In her semi-autobiographical novel Heartburn, Nora Ephron’s protagonist describes the recipe for an ideal vinaigrette as “mix two tablespoons of Grey Poupon mustard with two tablespoons good redwine vinegar. Then, whisking constantly with a fork, slowly add six tablespoons olive oil, until the vinaigrette is thick and creamy; this makes a very strong vinaigrette that is perfect for salad greens like aragula and watercress and endive.”
The Grey Poupon name has appeared frequently in hip-hop and rap lyrics since 1992, when Das EFX mentioned the brand on their song “East Coast”. Artists such as MF DOOM, Kanye West, Big Sean, Jay Z, Kendrick Lamar, and T-Pain have all referenced Grey Poupon in their song lyrics. According to rapper Open Mike Eagle, the prevalence of these references is attributable to how convenient it is to create a rhyme with the brand name as well as how strongly the product is associated with class, style, and luxury
One thing that really stands out to me, when reading about this ad, is that the campaign took about ten years to reach a zenith. It was only after a decade of advertising that TV and movies began spoofing the campaign – and in so doing – strengthening its effect. What happens if they give up on this campaign before it finally takes off? History is irrevocably changed.
In 1992, Grey Poupon had the strongest correlation between a person’s income and whether or not they used the product.

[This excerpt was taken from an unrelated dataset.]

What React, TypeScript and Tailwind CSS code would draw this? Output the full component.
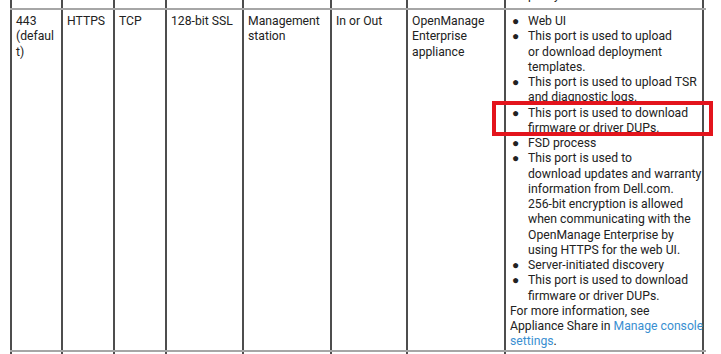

Rich people watched this ad and made a point of using this mustard. That’s amazing. Did Grey Poupon take this advertising approach because French’s Mustard boxed them out of being the common man’s mustard? Or is it that when your name is Grey Poupon that’s your only viable marketing approach? I just have this sense that the 1980s and 1990s “mustard wars” are a Netflix documentary waiting to happen.